Baylor also said he doesn’t think the Sunny Side of Louisville brand that the bureau has had for the past 30 years appeals much anymore and hopes to see some fresh ideas coming from the bureau.
“I wouldn’t mind seeing them livening that up a little bit,” he said, of the Sunny Side branding.
The bureau will continue to reach out to many cities close by that they have in the past, such as Indianapolis.
“Most of our business is going to come from the 100-, 150-mile drive market, but we will look out to 250 miles,” he said. “Our priorities will be the closer-in ones … That’s pretty typical in the Midwest.
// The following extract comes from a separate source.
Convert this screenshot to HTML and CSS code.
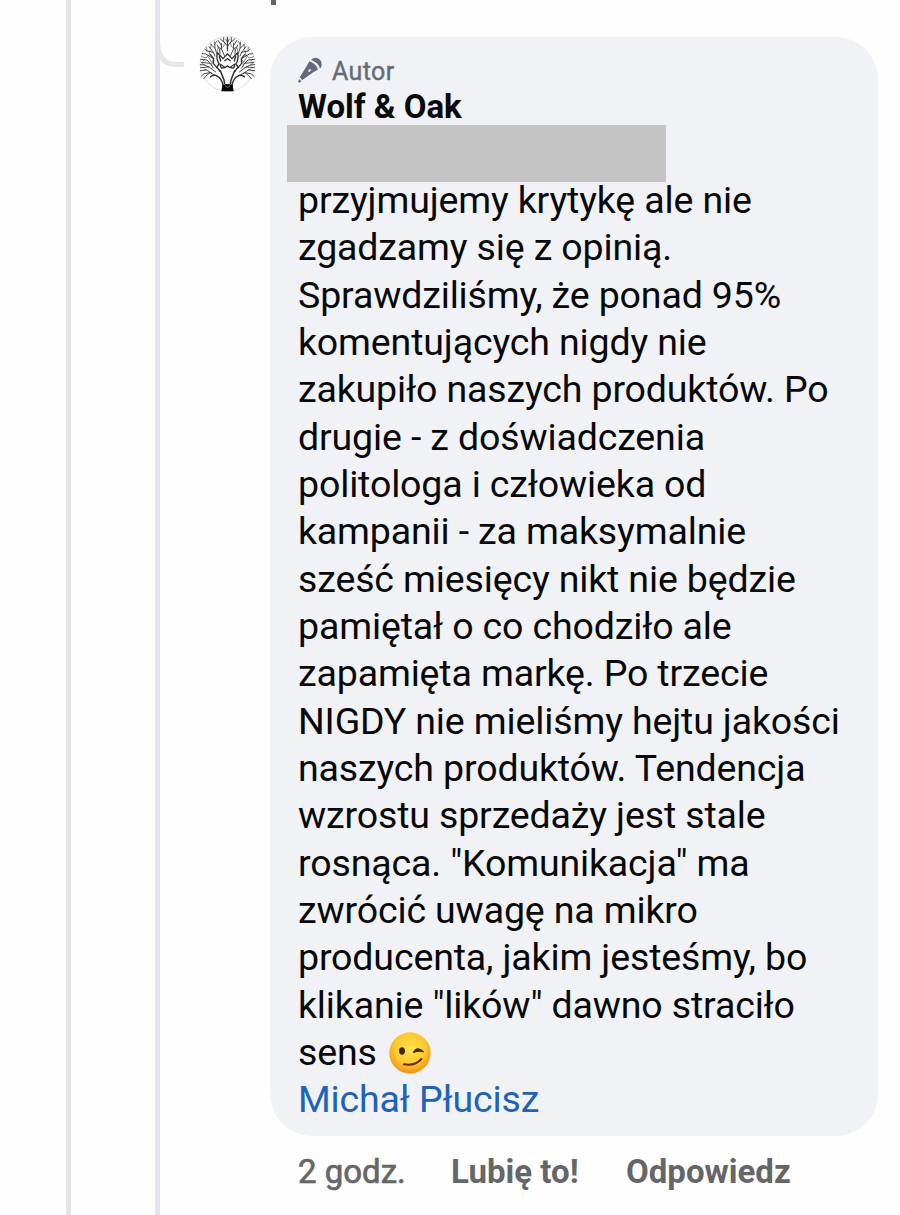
FILE: index.html
```
<!DOCTYPE html>
<html lang="pl">
<head>
<meta charset="utf-8">
<title>Komentarz – Wolf &amp; Oak</title>
<link rel="stylesheet" href="styles.css">
</head>
<body>
<main class="thread">
  <div class="rail rail-outer"></div>
  <div class="rail rail-inner"></div>
  <svg class="connector" viewBox="0 0 28 70" aria-hidden="true"><path d="M.5 40Q.5 64.500 19 64.500H27" fill="none" stroke="#e4e6ec" stroke-width="5"/></svg>
  <svg class="avatar" viewBox="24 21 174 174" role="img" aria-label="Wolf &amp; Oak">
    <defs>
      <g id="half">
        <path stroke-width="4.500" d="M100 176C98 160 92 149 79 143Q70 139 62 146M104 166C102 150 94 138 91 128"/>
        <path stroke-width="4" d="M82 74L99 92M82 74Q78 92 87 108L80 118Q86 122 90 130M99 92L112 78M104 98L112 92M90 108Q98 112 105 119L94 120L91 112M105 119L112 114"/>
        <path stroke-width="4" d="M88 84L92 99M80 118L70 106L71 92L61 80"/>
        <path stroke-width="2.600" d="M79 143L60 134L42 137L33 145M65 136L50 126L31 128M77 132L57 117L32 119M70 120L61 106L34 103M71 92L47 78L37 77M61 106L51 96L32 94M75 84L70 73L57 56M80 76L75 61L74 42M70 73L51 69L45 64M90 78L89 65L82 51M103 82L95 64L94 46M112 68V29M112 54L101 40V29M105 45L91 33M94 52L84 37M75 61L62 49M57 117L44 111L31 110M60 134L48 144L41 152"/>
        <path stroke-width="1.800" d="M89 65L101 55L103 48M74 50L80 40M62 61L63 49M55 82L48 90L35 86M51 69L50 58M64 102L55 87M45 95L39 99M44 111L36 106M50 126L42 123M94 64L87 57M112 43L107 33M82 70L84 59M65 112L67 98M57 83L60 67"/>
      </g>
    </defs>
    <circle cx="112.500" cy="108" r="82" fill="#fff" stroke="#ddd" stroke-width="3"/>
    <g fill="none" stroke="#303030" stroke-linecap="round" stroke-linejoin="round">
      <use href="#half"/>
      <use href="#half" transform="translate(225 0) scale(-1 1)"/>
    </g>
    <path d="M97 172Q112 164 128 172L131 190H94Z" fill="#080808"/>
    <path d="M106 174L113 178L120 174" fill="none" stroke="#bbb" stroke-width="2"/>
  </svg>
  <section class="comment">
    <div class="previous" aria-hidden="true"></div>
    <article class="bubble">
      <div class="role">
        <svg class="mic" viewBox="0 0 78 78" aria-hidden="true">
          <g fill="#646a78">
            <path d="M39 9Q47 1 57 3Q71 7 71 23Q71 30 66 35Q61 16 39 9Z"/>
            <path d="M34 13Q53 18 60 38L47 45L13 69L5 61L26 28Z"/>
            <path d="M4 66L10 72L5 77L0 74Z"/>
          </g>
          <path d="M30 42L36 35L40 39L33 46Z" fill="#f0f2f6"/>
        </svg>
        <span>Autor</span>
      </div>
      <h1 class="name">Wolf &amp; Oak</h1>
      <div class="redacted"></div>
      <p class="text">
        <span>przyjmujemy krytykę ale nie</span>
        <span>zgadzamy się z opinią.</span>
        <span>Sprawdziliśmy, że ponad 95%</span>
        <span>komentujących nigdy nie</span>
        <span>zakupiło naszych produktów. Po</span>
        <span>drugie - z doświadczenia</span>
        <span>politologa i człowieka od</span>
        <span>kampanii - za maksymalnie</span>
        <span>sześć miesięcy nikt nie będzie</span>
        <span>pamiętał o co chodziło ale</span>
        <span>zapamięta markę. Po trzecie</span>
        <span>NIGDY nie mieliśmy hejtu jakości</span>
        <span>naszych produktów. Tendencja</span>
        <span>wzrostu sprzedaży jest stale</span>
        <span>rosnąca. "Komunikacja" ma</span>
        <span>zwrócić uwagę na mikro</span>
        <span>producenta, jakim jesteśmy, bo</span>
        <span>klikanie "lików" dawno straciło</span>
        <span class="with-emoji">sens <svg class="emoji" viewBox="0 0 126 126" role="img" aria-label="mrugnięcie">
          <defs>
            <radialGradient id="face" cx=".5" cy=".4" r=".62">
              <stop offset="0" stop-color="#ffe34d"/>
              <stop offset=".6" stop-color="#fdc930"/>
              <stop offset="1" stop-color="#f28a16"/>
            </radialGradient>
          </defs>
          <circle cx="63" cy="63" r="62" fill="url(#face)"/>
          <ellipse cx="39" cy="57" rx="9" ry="11" fill="#422b0d"/>
          <path d="M74 61Q84 41 103 59Q88 54 74 61Z" fill="#422b0d" stroke="#422b0d" stroke-width="4" stroke-linejoin="round"/>
          <path d="M45 97Q78 103 97 81" fill="none" stroke="#6b2b0b" stroke-width="6" stroke-linecap="round"/>
        </svg></span>
        <a class="mention">Michał Płucisz</a>
      </p>
    </article>
    <footer class="actions">
      <span class="time">2 godz.</span>
      <span class="like">Lubię to!</span>
      <span class="reply">Odpowiedz</span>
    </footer>
  </section>
</main>
</body>
</html>
```
FILE: styles.css
```
* { box-sizing: border-box; }
body { margin: 0; background: #fefefe; font-family: Roboto, "Liberation Sans", sans-serif; }
.thread { display: flex; align-items: flex-start; width: 900px; height: 1215px; overflow: hidden; }
.rail { flex: none; width: 5px; height: 1215px; background: #e4e4e9; }
.rail-outer { margin-left: 66px; }
.rail-inner { margin-left: 84px; background: #e3e4ec; }
.connector { flex: none; width: 28px; height: 70px; margin-left: -3px; }
.avatar { flex: none; width: 58px; height: 58px; margin: 35px 14px 0 13px; }
.comment { flex: none; width: 608px; }
.previous { width: 5px; height: 5px; margin: 0 0 32px 1px; background: #666; }
.bubble { height: 1099px; padding: 20px 28px 0; border-radius: 42px; background: #f0f2f6; }
.role { display: flex; align-items: center; gap: 8px; height: 30px; color: #646a78; font-size: 25px; line-height: 30px; letter-spacing: .4px; -webkit-text-stroke: .4px #646a78; }
.mic { width: 26px; height: 26px; margin-top: -5px; }
.name { margin: 0; height: 38px; color: #080809; font-size: 33px; font-weight: 700; line-height: 40px; white-space: nowrap; }
.redacted { width: 379px; height: 57px; margin: 0 0 -5px -11px; background: #c3c3c3; }
.text { margin: 0; color: #080809; font-size: 37.5px; line-height: 47.34px; letter-spacing: -.14px; }
.text > * { display: block; height: 47.34px; white-space: nowrap; }
.text > .with-emoji { display: flex; align-items: center; gap: 12px; }
.emoji { width: 42px; height: 42px; }
.mention { color: #2162b5; }
.actions { display: flex; height: 79px; padding: 14px 0 0 28px; color: #656667; font-size: 33px; font-weight: 700; line-height: 44px; white-space: nowrap; }
.time { width: 153px; font-weight: 400; -webkit-text-stroke: .7px #656667; }
.like { width: 175px; }
```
We are a weekend getaway … drive-to destination.”
Unlike before, the bureau will also focus south of the Indiana border, marketing in cities such as Elizabethtown, Ky. and Nashville.
“We will ultimately try to market with a message in a way that drives overnight stays, but we also know we’re going to generate some day trips, and that’s OK too,” Epperson said. “That’s still spending in the local economy that wouldn’t have happened.”
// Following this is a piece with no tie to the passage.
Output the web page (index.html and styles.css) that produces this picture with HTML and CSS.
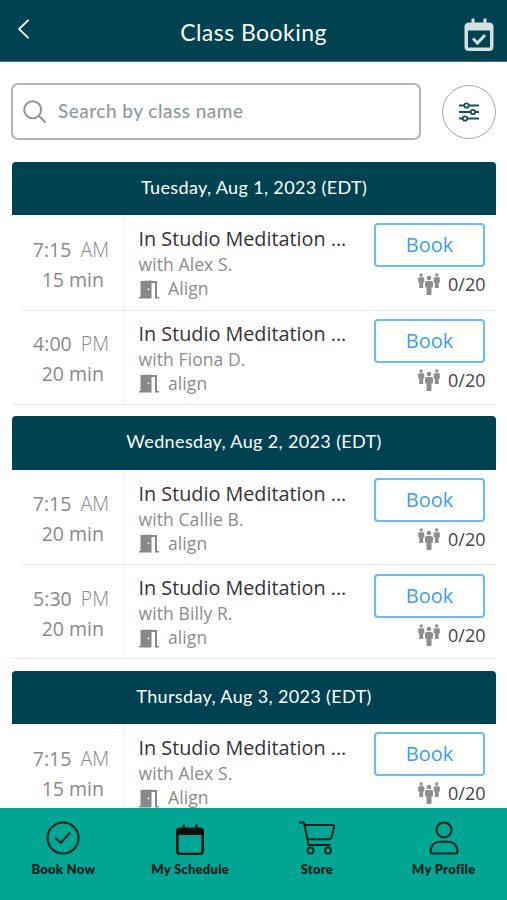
FILE: index.html
```html
<!DOCTYPE html>
<html lang="en">
<head>
<meta charset="utf-8">
<meta name="viewport" content="width=device-width, initial-scale=1">
<title>Class Booking</title>
<link rel="stylesheet" href="styles.css">
</head>
<body>
<svg class="sprite" aria-hidden="true">
  <symbol id="door" viewBox="0 0 20 19"><path fill="currentColor" d="M1.500 1L12.500 0.500V18.500H0V17H1.500ZM9.500 8.500a.9.900 0 1 0 .01 0ZM12.500 1H18V17H20V18.500H16V3H12.500Z" fill-rule="evenodd"/></symbol>
  <symbol id="people" viewBox="0 0 22 23"><g fill="currentColor"><g id="person"><circle cx="3.200" cy="2" r="1.700"/><path d="M1.200 4.200H5.200Q6.300 4.200 6.300 5.300V9.500H5.200V15H1.300V9.500H.2V5.300Q.2 4.200 1.200 4.200Z"/></g><use href="#person" x="15.500"/><circle cx="11" cy="5" r="2.300"/><path d="M8.500 8H13.500Q15 8 15 9.500V14.500H13.500V21Q13.500 22 12.500 22H9.500Q8.500 22 8.500 21V14.500H7V9.500Q7 8 8.500 8Z"/></g></symbol>
</svg>
<div class="app">
  <header class="topbar">
    <svg class="back" viewBox="0 0 12 20"><path d="M10.500 .8L1 10L10.500 19.200"/></svg>
    <h1>Class Booking</h1>
    <svg class="cal" viewBox="0 0 30 34"><path fill="currentColor" fill-rule="evenodd" d="M7.500 .5H10.500V4.500H19.500V.5H22.500V4.500H25Q29.500 4.500 29.500 9V28.500Q29.500 33 25 33H5Q.5 33 .5 28.500V9Q.5 4.500 5 4.500H7.500ZM4 12.500V29.500H26V12.500Z"/><path class="cal-check" d="M9 20.500L13.500 25L21 17"/></svg>
  </header>
  <div class="search-row">
    <div class="search"><svg viewBox="0 0 24 24"><circle cx="9.700" cy="9.700" r="8.500"/><path d="M15.800 15.800L22.500 22.500"/></svg><span class="placeholder">Search by class name</span></div>
    <div class="filter"><svg viewBox="0 0 20 20"><path d="M0 3.500H5.500M9.500 3.500H20M0 10H12M16 10H20M0 16.500H4M8 16.500H20"/><circle cx="7.500" cy="3.500" r="2.200"/><circle cx="14" cy="10" r="2.200"/><circle cx="6" cy="16.500" r="2.200"/></svg></div>
  </div>
  <main>
    <section class="day">
      <h2>Tuesday, Aug 1, 2023 (EDT)</h2>
      <article class="slot">
        <div class="time"><p>7:15 <span>AM</span></p><p class="dur">15 min</p></div>
        <div class="info"><h3>In Studio Meditation ...</h3><p>with Alex S.</p><p class="room"><svg><use href="#door"/></svg>Align</p></div>
        <div class="action"><button>Book</button><p><svg><use href="#people"/></svg>0/20</p></div>
      </article>
      <article class="slot">
        <div class="time"><p>4:00 <span>PM</span></p><p class="dur">20 min</p></div>
        <div class="info"><h3>In Studio Meditation ...</h3><p>with Fiona D.</p><p class="room"><svg><use href="#door"/></svg>align</p></div>
        <div class="action"><button>Book</button><p><svg><use href="#people"/></svg>0/20</p></div>
      </article>
    </section>
    <section class="day">
      <h2>Wednesday, Aug 2, 2023 (EDT)</h2>
      <article class="slot">
        <div class="time"><p>7:15 <span>AM</span></p><p class="dur">20 min</p></div>
        <div class="info"><h3>In Studio Meditation ...</h3><p>with Callie B.</p><p class="room"><svg><use href="#door"/></svg>align</p></div>
        <div class="action"><button>Book</button><p><svg><use href="#people"/></svg>0/20</p></div>
      </article>
      <article class="slot">
        <div class="time"><p>5:30 <span>PM</span></p><p class="dur">20 min</p></div>
        <div class="info"><h3>In Studio Meditation ...</h3><p>with Billy R.</p><p class="room"><svg><use href="#door"/></svg>align</p></div>
        <div class="action"><button>Book</button><p><svg><use href="#people"/></svg>0/20</p></div>
      </article>
    </section>
    <section class="day">
      <h2>Thursday, Aug 3, 2023 (EDT)</h2>
      <article class="slot">
        <div class="time"><p>7:15 <span>AM</span></p><p class="dur">15 min</p></div>
        <div class="info"><h3>In Studio Meditation ...</h3><p>with Alex S.</p><p class="room"><svg><use href="#door"/></svg>Align</p></div>
        <div class="action"><button>Book</button><p><svg><use href="#people"/></svg>0/20</p></div>
      </article>
    </section>
  </main>
  <nav class="tabs">
    <a><svg viewBox="0 0 36 36"><circle cx="18" cy="18" r="15.500"/><path d="M11 18.500L15.800 22.700L24.500 13.500"/></svg><span>Book Now</span></a>
    <a><svg viewBox="0 0 36 36"><path class="solid" fill-rule="evenodd" d="M10.500 4.500H12.800V7.500H23.200V4.500H25.500V7.500H28Q32 7.500 32 11.500V31Q32 35 28 35H8Q4 35 4 31V11.500Q4 7.500 8 7.500H10.500ZM6.500 15V31Q6.500 32.700 8.200 32.700H27.800Q29.500 32.700 29.500 31V15Z"/></svg><span>My Schedule</span></a>
    <a><svg viewBox="0 0 36 36"><path d="M.5 2.500H4Q5 2.500 5.300 3.700L9.500 25H30.500M6 5H33.500Q35.500 5 35 7L32.500 17.500Q32 19.300 30 19.300H8.700"/><circle cx="11.500" cy="30.500" r="3"/><circle cx="29" cy="30.500" r="3"/></svg><span>Store</span></a>
    <a><svg viewBox="0 0 36 36"><circle cx="18" cy="10" r="7.500"/><path d="M4.500 31C5 24 10 21.700 14 21.700H22C26 21.700 31 24 31.500 31Q31.500 33.500 29.500 33.500H6.500Q4.500 33.500 4.500 31Z"/></svg><span>My Profile</span></a>
  </nav>
</div>
</body>
</html>
```
FILE: styles.css
```css
* { box-sizing: border-box; margin: 0; padding: 0; }
body { background: #fff; font-family: "Open Sans", sans-serif; overflow: hidden; }
.sprite { display: none; }
svg { display: block; flex: none; }
.app { display: flex; flex-direction: column; height: 900px; overflow: hidden; }

.topbar { flex: none; height: 62px; background: #004251; color: #fff; display: grid; grid-template-columns: 60px 1fr 60px; align-items: center; border-bottom: 1px solid #40717c; }
.topbar h1 { font: 400 23px/30px "Lato", sans-serif; text-align: center; padding-top: 3px; letter-spacing: 0.45px; white-space: nowrap; }
.back { width: 12px; height: 20px; margin: -4px 0 0 17.500px; fill: none; stroke: #fff; stroke-width: 1.8; }
.cal { width: 30px; height: 34px; margin: 8px 0 0 17px; color: #d3e0e4; }
.cal-check { fill: none; stroke: currentColor; stroke-width: 3; }

.search-row { flex: none; display: flex; align-items: center; gap: 21px; height: 57px; margin: 21px 11px 0; }
.search { display: flex; align-items: center; flex: 1; height: 57px; border: 2px solid #b0b4b5; border-radius: 7px; padding-left: 10px; gap: 12px; }
.search svg { width: 24px; height: 24px; fill: none; stroke: #919598; stroke-width: 2; }
.placeholder { font: 500 19px/26px "Lato", sans-serif; letter-spacing: 0.48px; color: #92979c; white-space: nowrap; margin: -2px 0 0 -1px; }
.filter { width: 54px; height: 54px; border: 1.5px solid #a4a7a9; border-radius: 50%; display: grid; place-items: center; }
.filter svg { width: 20px; height: 20px; fill: none; stroke: #16505f; stroke-width: 1.8; }

main { flex: 1; min-height: 0; overflow: hidden; padding: 21.500px 11px 0 12px; }
.day { margin-bottom: 11.700px; }
.day h2 { height: 53.500px; background: #004251; color: #fff; border-radius: 4px 4px 0 0; font: 400 18px/51px "Lato", sans-serif; letter-spacing: 0.36px; text-align: center; white-space: nowrap; }
.slot { display: grid; grid-template-columns: 113px 1fr 122px; height: 95.500px; background: linear-gradient(#e7eaeb, #e7eaeb) 10px 100% / 100% 1px no-repeat; }
.slot + .slot { height: 94px; background-position: 0 100%; }
.time { border-right: 1px solid #eceeef; padding: 19.500px 20px 0 0; text-align: right; font-size: 19.500px; line-height: 30px; color: #898989; white-space: nowrap; }
.time p { margin-right: -5px; }
.time .dur { margin-right: 0; }
.time span { font-weight: 300; margin-left: 4px; }
.info { padding: 10px 0 0 13.500px; color: #8b8b8b; font-size: 17.500px; letter-spacing: 0.1px; line-height: 24.500px; white-space: nowrap; }
.info h3 { font-size: 19.800px; font-weight: 400; letter-spacing: 0; line-height: 27px; color: #333; }
.info h3 + p { line-height: 24px; }
.room { display: flex; align-items: center; gap: 9.500px; }
.room svg { width: 20px; height: 19px; color: #888; margin-top: 2px; }
.slot + .slot .time { padding-top: 18.500px; }
.slot + .slot .info { padding-top: 9px; }
.action { padding: 8px 10.500px 0 0; }
.action button { display: block; width: 111px; height: 44px; border: 2px solid #6bbcf0; border-radius: 4px; background: #fff; color: #3b9fe4; font: 400 20px/40px "Open Sans", sans-serif; }
.slot + .slot .action { padding-top: 8.600px; }
.action p { display: flex; justify-content: flex-end; align-items: center; gap: 8px; color: #444; font-size: 18px; line-height: 34px; }
.action svg { width: 22px; height: 23px; color: #8e8e8e; margin-top: 1px; }

.tabs { flex: none; height: 92px; background: #00a594; display: grid; grid-template-columns: repeat(4, 1fr); color: #06221f; }
.tabs a { display: flex; flex-direction: column; align-items: center; padding-top: 12px; }
.tabs svg { width: 36px; height: 36px; fill: none; stroke: #06221f; stroke-width: 2; stroke-linejoin: round; stroke-linecap: round; }
.tabs .solid { fill: #06120f; stroke: none; }
.tabs span { font: 800 13px/18px "Lato", sans-serif; letter-spacing: 0.25px; margin-top: 3.500px; white-space: nowrap; }
```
Epperson said the bureau plans on working more with the Greater Louisville Convention and Visitors Bureau to advertise attractions and events across the river, both through the Internet and through print advertising.
“We can get people to stay in our hotels and do attractions there and do attractions here,” he said. “The visitors really don’t care about this border. As a matter of fact, most visitors would think it’s cool to do something in one state and do something in another state.”
Although Epperson said they won’t be spending money to advertise locally — money that comes entirely from a 4 percent room sales tax on hotels and motels in Clark and Floyd counties — residents can still benefit from the bureau’s use of social media and other digital components.
“(We’re) making sure that we’ve got a really top notch website that is also a resource for locals,” he said, adding that many residents interact with visitors over the Internet, answering questions about attractions or events in the area.
Moore said cities such as Covington, Ky. — across the river from Cincinnati — have set good examples for Jeffersonville, proving that they can hold their own and attract tourists.
“I think we’ve got the opportunity to do the same thing,” he said.
A campaign that Epperson said he hopes to launch is something called My Sunny Side, which plays off of visitors’ natural desire to show some slides, or nowadays share a photo album on Facebook — telling the story of a place.
“It’s trying to get past this laundry list approach to advertising the destination — ‘Come here because we have this, this, this and this,’ and that may not mean anything to anybody,” Epperson said. “What do you take home? … Mostly it’s stories.
“What we’re trying to do is convey some of those stories during those earlier stages from inspiration through planning and look for ways to tell the story of an attraction from a very personal standpoint.”
Some of these stories could be about the Hubers or the Schimpffs, who own locally famous businesses and who have a story to tell about their families’ trades.
To figure out Southern Indiana’s identity and what visitors think of their stays, the bureau is conducting a visitor profile study and image study, with results due in the first quarter of 2015.
The study will determine who the average tourist is and whether their stay in Clark and Floyd counties matched up to their expectations.
Until then, Epperson said he isn’t sure whether the bureau will stick with the Sunny Side of Louisville branding.
Patrick Gregory, general manager of the Sheraton Louisville Riverside Hotel in Jeffersonville, said that he is looking forward to a new perspective coming from the tourism bureau.
“I think that Jim brings a load of experience with working with communities like ours,” he said. ” … It’ll be interesting to see how a little bit of a mindset change plays out. I’m excited to have a fresh set of eyes and a new set of ideas.”
Ultimately, Epperson said his goal is not just to bring in visitors but to foster a community that naturally welcomes others.
“I think the marketing and the branding that we do helps influence where people choose to live and where people choose to start a business,” he said. “We’re trying to be more than just that marketing organization — trying to be at the table and be a part of those discussions regarding everything having to do with economic development.”
Moore said that the bureau has been “enormous” to Jeffersonville, but he also has high hopes in what’s to come.
“I’ve heard a lot of good things about Jim Epperson,” Moore said. “His job isn’t something you necessarily see real visibly. It sounded like he had a very aggressive approach in trying to promote a lot of the things around the city.”